A Quick Checklist Before You Hit Send
- [ ] Every bullet follows the (Finance Skill) + (Tech Translation) + (Impact Metric) pattern.
- [ ] Numbers are present in at least 70% of the bullets.
- [ ] No finance‑only jargon remains (e.g., “EBITDA,” “P&L” unless you also give a tech equivalent).
- [ ] The resume is no longer than two pages.

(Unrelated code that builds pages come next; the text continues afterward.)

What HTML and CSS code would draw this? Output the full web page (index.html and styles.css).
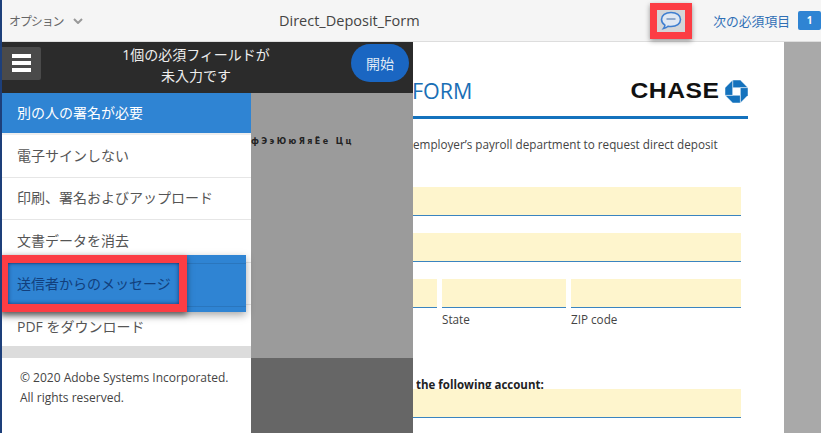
FILE: index.html
```html
<!DOCTYPE html>
<html lang="ja">
<head>
  <meta charset="utf-8">
  <title>Direct_Deposit_Form</title>
  <link rel="stylesheet" href="styles.css">
</head>
<body>
<header class="topbar">
  <div class="options">オプション
    <svg class="chevron" width="10" height="6" viewBox="0 0 10 6"><path d="M1 1l4 4 4-4" fill="none" stroke="#999" stroke-width="2"/></svg>
  </div>
  <div class="doc-name">Direct_Deposit_Form</div>
  <div class="msg-btn">
    <svg width="24" height="20" viewBox="0 0 24 20">
      <path d="M12 1.500c5.600 0 9.500 2.900 9.500 7s-3.900 7-9.500 7c-1 0-2-.1-2.900-.3-1.300 1.300-3 2-4.600 2.300.8-1 1.300-2.100 1.400-3.300C3.900 12.900 2.500 10.900 2.500 8.500c0-4.100 3.900-7 9.500-7z" fill="#dfe8f3" stroke="#3f7fd0" stroke-width="1.600"/>
      <path d="M7.500 8h9" stroke="#8fa9cc" stroke-width="2"/>
    </svg>
  </div>
  <div class="next-field">次の必須項目</div>
  <div class="count">1</div>
</header>

<div class="main">
  <aside class="side">
    <div class="banner">
      <button class="burger"><i></i><i></i><i></i></button>
      <div class="banner-text">1個の必須フィールドが<br>未入力です</div>
      <button class="start">開始</button>
    </div>
    <div class="side-body">
      <div class="menu">
        <ul class="menu-list">
          <li class="menu-item active">別の人の署名が必要</li>
          <li class="menu-item">電子サインしない</li>
          <li class="menu-item">印刷、署名およびアップロード</li>
          <li class="menu-item">文書データを消去</li>
          <li class="menu-item flagged">
            <div class="flag"></div>
            <div class="flag-box"></div>
            <span class="flag-text">送信者からのメッセージ</span>
          </li>
          <li class="menu-item last">PDF をダウンロード</li>
        </ul>
        <div class="menu-gap"></div>
        <p class="copyright">© 2020 Adobe Systems Incorporated.<br>All rights reserved.</p>
      </div>
      <div class="shade">
        <div class="shade-top"><span class="glyphs">фЭэЮюЯяЁе Цц</span></div>
        <div class="shade-bottom"></div>
      </div>
    </div>
  </aside>

  <main class="doc">
    <div class="doc-head">
      <h1 class="form-title">FORM</h1>
      <div class="chase">
        <span class="chase-word">CHASE</span>
        <svg width="23" height="23" viewBox="0 0 24 24">
          <g fill="#1472bd" stroke="#fff" stroke-width=".5">
            <path d="M8 0h8l8 8H8z"/>
            <path d="M24 8v8l-8 8V8z"/>
            <path d="M16 24H8l-8-8h16z"/>
            <path d="M0 16V8l8-8v16z"/>
          </g>
        </svg>
      </div>
    </div>
    <p class="intro">employer’s payroll department to request direct deposit</p>
    <div class="field"></div>
    <div class="field"></div>
    <div class="field-row">
      <div class="cell city"><div class="field"></div></div>
      <div class="cell state"><div class="field"></div><span class="cap">State</span></div>
      <div class="cell zip"><div class="field"></div><span class="cap">ZIP code</span></div>
    </div>
    <p class="account">the following account:</p>
    <div class="field"></div>
  </main>

  <div class="gutter"></div>
</div>
</body>
</html>
```

FILE: styles.css
```css
html,body{margin:0;padding:0;height:433px;overflow:hidden}
body{border-left:2px solid #1d3f7a;box-sizing:border-box;font-family:"Open Sans","Noto Sans CJK JP",sans-serif;background:#fff;color:#444}
ul,p,h1{margin:0;padding:0}
button{border:0;padding:0;font:inherit}

/* top bar */
.topbar{height:41px;display:flex;align-items:center;background:#f5f5f5;border-bottom:1px solid #ddd}
.options{width:277px;padding-left:7px;box-sizing:border-box;font-size:12px;color:#666;display:flex;align-items:center;letter-spacing:-1.100px}
.chevron{margin-left:9px}
.doc-name{font-size:14.500px;color:#444}
.msg-btn{margin-left:auto;width:28px;height:22px;border:7px solid #fc3d44;background:#d4d6d8;box-shadow:0 2px 5px rgba(0,0,0,.4);display:flex;align-items:center;justify-content:center}
.next-field{margin-left:21px;font-size:12.800px;color:#2f6fb5}
.count{margin-left:8px;width:23px;height:19px;background:#2f84d3;border-radius:2px;color:#fff;font-size:10px;font-weight:700;line-height:19px;text-align:center}

.main{display:flex;height:391px}

/* left panel */
.side{width:411px;flex:none;display:flex;flex-direction:column}
.banner{height:51px;background:#2b2b2b;display:flex;align-items:center;color:#eee}
.burger{width:39px;height:33px;margin-top:-9px;background:#4a4a4a;border-radius:0 2px 2px 0;display:flex;flex-direction:column;align-items:center;justify-content:center;gap:3px}
.burger i{display:block;width:19px;height:4px;background:#fff}
.banner-text{width:310px;margin-top:-5px;text-align:center;font-size:14px;line-height:21px}
.start{width:58px;height:38px;margin-top:-10px;border-radius:19px;background:#1a66c2;color:#dfe9f5;font-size:14px}

.side-body{flex:1;display:flex}
.menu{width:249px;flex:none;background:#fff}
.menu-list{list-style:none}
.menu-item{height:42.600px;box-sizing:border-box;padding:0 0 2px 15px;display:flex;align-items:center;font-size:14px;color:#555;border-bottom:1px solid #e6e6e6;position:relative}
.menu-item.active{height:42px;background:#2f84d3;color:#fff;border-bottom:2px solid #eee}
.menu-item.last{height:41px;padding-bottom:0;border-bottom:0}
.flag{position:absolute;left:-2px;top:-8px;width:246px;height:57px;background:#2f84d3;box-shadow:0 3px 8px rgba(0,0,0,.35)}
.flag::before{content:"";position:absolute;left:0;right:0;top:8px;height:42px;border-top:1px solid rgba(0,0,0,.1);border-bottom:1px solid rgba(0,0,0,.1)}
.flag-box{position:absolute;left:-2px;top:-8px;width:187px;height:57px;box-sizing:border-box;border:8px solid #fc3d44;box-shadow:0 3px 6px rgba(0,0,0,.5),inset 0 0 4px rgba(0,0,50,.6)}
.flag-text{position:relative;color:#123f7c}
.menu-gap{height:12px;background:#dcdcdc}
.copyright{padding:10px 0 0 18px;font-size:12px;line-height:20px;color:#444}

.shade{flex:1;display:flex;flex-direction:column}
.shade-top{height:265px;background:#9b9b9b}
.shade-bottom{flex:1;background:#666}
.glyphs{display:block;margin-top:44px;font:bold 8px "DejaVu Sans",sans-serif;letter-spacing:2.400px;color:#222;white-space:pre}

/* document */
.doc{width:371px;flex:none;padding-right:36px;box-sizing:border-box;overflow:hidden}
.doc-head{height:74px;display:flex;justify-content:space-between;border-bottom:3px solid #1472bd;box-sizing:content-box}
.form-title{font-size:21.500px;font-weight:400;color:#1a6fb5;margin:35px 0 0 -1px;line-height:28px}
.chase{display:flex;align-items:flex-start;gap:5px;padding-top:38px}
.chase-word{margin-top:-1px;font:bold 22px/24px "Liberation Sans",sans-serif;color:#111;letter-spacing:.5px;transform:scaleX(1.12);transform-origin:right center}
.intro{margin:17px 0 35px;font-size:11.700px;line-height:16px;color:#444;white-space:nowrap}
.field{height:28px;background:#fef5cd;border-bottom:1px solid #3a84c0;margin:0 7px 17px 0}
.field-row{display:flex;gap:5px;margin-right:7px}
.field-row .field{margin:0 0 3px}
.city{width:24px}
.state{width:124px}
.zip{flex:1}
.cap{display:block;font-size:11.700px;line-height:16px;color:#444}
.account{height:12px;overflow:hidden;margin:50px 0 0 3px;font-size:11.500px;font-weight:700;line-height:16px;color:#222}
.gutter{flex:1;background:#a9a9a9}
```
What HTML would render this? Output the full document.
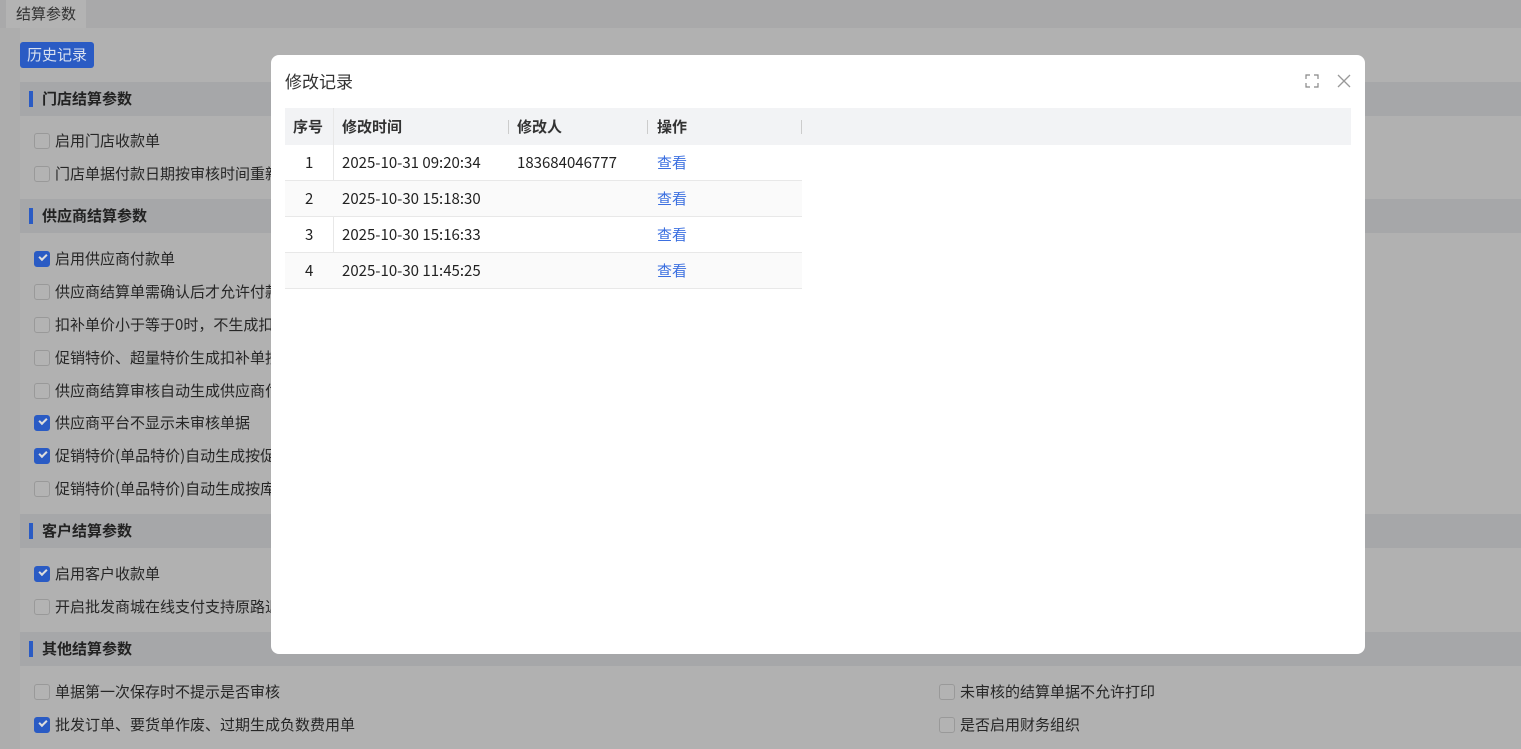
<!DOCTYPE html>
<html><head><meta charset="utf-8"><style>
*{margin:0;padding:0;box-sizing:border-box}
body{width:1521px;height:749px;overflow:hidden;background:#adadad;font-family:"Noto Sans CJK SC","Liberation Sans",sans-serif;position:relative;color:#222}
.tabbar{position:absolute;left:0;top:0;width:1521px;height:28px;background:#a9a9aa}
.tab{position:absolute;left:6px;top:0;width:80px;height:28px;background:#b3b3b3;font-size:15px;line-height:28px;padding-left:10px;color:#333}
.panel{position:absolute;left:20px;top:28px;width:1501px;height:721px;background:#b1b1b1}
.btn{position:absolute;left:20px;top:42px;width:74px;height:26px;background:#2a5bc4;border-radius:3px;color:#d8e0f0;font-size:15px;line-height:26px;text-align:center}
.sec{position:absolute;left:20px;width:1501px;height:34px;background:#a6a7a9;font-size:15px;font-weight:bold;line-height:34px;padding-left:22px;color:#222}
.sec:before{content:"";position:absolute;left:9px;top:9px;width:4px;height:16px;background:#2a5bc4}
.it{position:absolute;font-size:15px;line-height:20px;padding-left:21px;color:#262626;white-space:nowrap}
.it:before{content:"";position:absolute;left:0;top:2px;width:16px;height:16px;border:1px solid #999;border-radius:3px;background:#b3b3b3;box-sizing:border-box}
.ck:before{background:#2a5bc4;border-color:#2a5bc4}
.ck:after{content:"";position:absolute;left:5px;top:5px;width:6px;height:3px;border-left:2px solid #ddd;border-bottom:2px solid #ddd;transform:rotate(-45deg)}
.modal{position:absolute;left:271px;top:55px;width:1094px;height:599px;background:#fff;border-radius:8px}
.title{position:absolute;left:14px;top:14px;font-size:17px;line-height:24px;color:#333}
.th{position:absolute;left:14px;top:53px;width:1066px;height:37px;background:#f2f3f5}
.c{position:absolute;font-size:15px;line-height:36px;white-space:nowrap}
.h{font-weight:bold;color:#333;line-height:37px}
.row{position:absolute;left:14px;width:517px;height:36px;border-bottom:1px solid #e8e8e8}
.sep{position:absolute;width:1px;height:14px;background:#ccc;top:65px}
a{color:#3b6fe0;text-decoration:none}
</style></head><body>
<div class="tabbar"></div><div class="tab">结算参数</div>
<div class="panel"></div>
<div class="btn">历史记录</div>
<div class="sec" style="top:82px">门店结算参数</div>
<div class="it" style="left:34px;top:131px">启用门店收款单</div>
<div class="it" style="left:34px;top:164px">门店单据付款日期按审核时间重新</div>
<div class="sec" style="top:199px">供应商结算参数</div>
<div class="it ck" style="left:34px;top:249px">启用供应商付款单</div>
<div class="it" style="left:34px;top:282px">供应商结算单需确认后才允许付款</div>
<div class="it" style="left:34px;top:315px">扣补单价小于等于0时，不生成扣补</div>
<div class="it" style="left:34px;top:348px">促销特价、超量特价生成扣补单按</div>
<div class="it" style="left:34px;top:381px">供应商结算审核自动生成供应商付</div>
<div class="it ck" style="left:34px;top:413px">供应商平台不显示未审核单据</div>
<div class="it ck" style="left:34px;top:446px">促销特价(单品特价)自动生成按促</div>
<div class="it" style="left:34px;top:479px">促销特价(单品特价)自动生成按库</div>
<div class="sec" style="top:514px">客户结算参数</div>
<div class="it ck" style="left:34px;top:564px">启用客户收款单</div>
<div class="it" style="left:34px;top:597px">开启批发商城在线支付支持原路退</div>
<div class="sec" style="top:632px">其他结算参数</div>
<div class="it" style="left:34px;top:682px">单据第一次保存时不提示是否审核</div>
<div class="it ck" style="left:34px;top:715px">批发订单、要货单作废、过期生成负数费用单</div>
<div class="it" style="left:939px;top:682px">未审核的结算单据不允许打印</div>
<div class="it" style="left:939px;top:715px">是否启用财务组织</div>
<div class="modal">
<div class="title">修改记录</div>
<svg style="position:absolute;left:1034px;top:19px" width="14" height="14" viewBox="0 0 14 14" fill="none" stroke="#888" stroke-width="1.2"><path d="M1 5V1h4M9 1h4v4M13 9v4H9M5 13H1V9"/></svg>
<svg style="position:absolute;left:1066px;top:19px" width="14" height="14" viewBox="0 0 14 14" stroke="#999" stroke-width="1.3"><path d="M1 1L13 13M13 1L1 13"/></svg>
<div class="th"></div>
<div style="position:absolute;left:62px;top:53px;width:1px;height:180px;background:#e8e8e8"></div>
<div class="sep" style="left:237px"></div><div class="sep" style="left:376px"></div><div class="sep" style="left:530px"></div>
<div class="c h" style="left:22px;top:53px">序号</div>
<div class="c h" style="left:71px;top:53px">修改时间</div>
<div class="c h" style="left:246px;top:53px">修改人</div>
<div class="c h" style="left:386px;top:53px">操作</div>
<div class="row" style="top:90px"></div>
<div class="row" style="top:126px;background:#fafafa"></div>
<div class="row" style="top:162px"></div>
<div class="row" style="top:198px;background:#fafafa"></div>
<div class="c" style="left:34px;top:90px">1</div><div class="c" style="left:71px;top:90px">2025-10-31 09:20:34</div><div class="c" style="left:246px;top:90px">183684046777</div><div class="c" style="left:386px;top:90px"><a>查看</a></div>
<div class="c" style="left:34px;top:126px">2</div><div class="c" style="left:71px;top:126px">2025-10-30 15:18:30</div><div class="c" style="left:386px;top:126px"><a>查看</a></div>
<div class="c" style="left:34px;top:162px">3</div><div class="c" style="left:71px;top:162px">2025-10-30 15:16:33</div><div class="c" style="left:386px;top:162px"><a>查看</a></div>
<div class="c" style="left:34px;top:198px">4</div><div class="c" style="left:71px;top:198px">2025-10-30 11:45:25</div><div class="c" style="left:386px;top:198px"><a>查看</a></div>
</div>
</body></html>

- [ ] File format is PDF with searchable text (no scanned images).
My Personal Anecdote
When I first helped a colleague move from investment banking to a data analyst role, his original resume read like a Wall Street pitch deck. He had a bullet that said “Executed leveraged buyouts worth $200M.” We turned it into “Led data‑driven acquisition analysis for $200M deals, delivering insights that reduced due‑diligence time by 20%.” He landed an interview within a week, and the hiring manager told me they loved the “data‑focused” language. That moment reminded me why I love this work – a few word swaps can open doors that seemed locked.
Final Thought
Switching from finance to tech isn’t about pretending you’re a coder overnight; it’s about showing that the analytical, risk‑aware, and data‑heavy mindset you’ve honed is exactly what tech teams need. Use the three‑step formula, keep the numbers coming, and watch the doors open.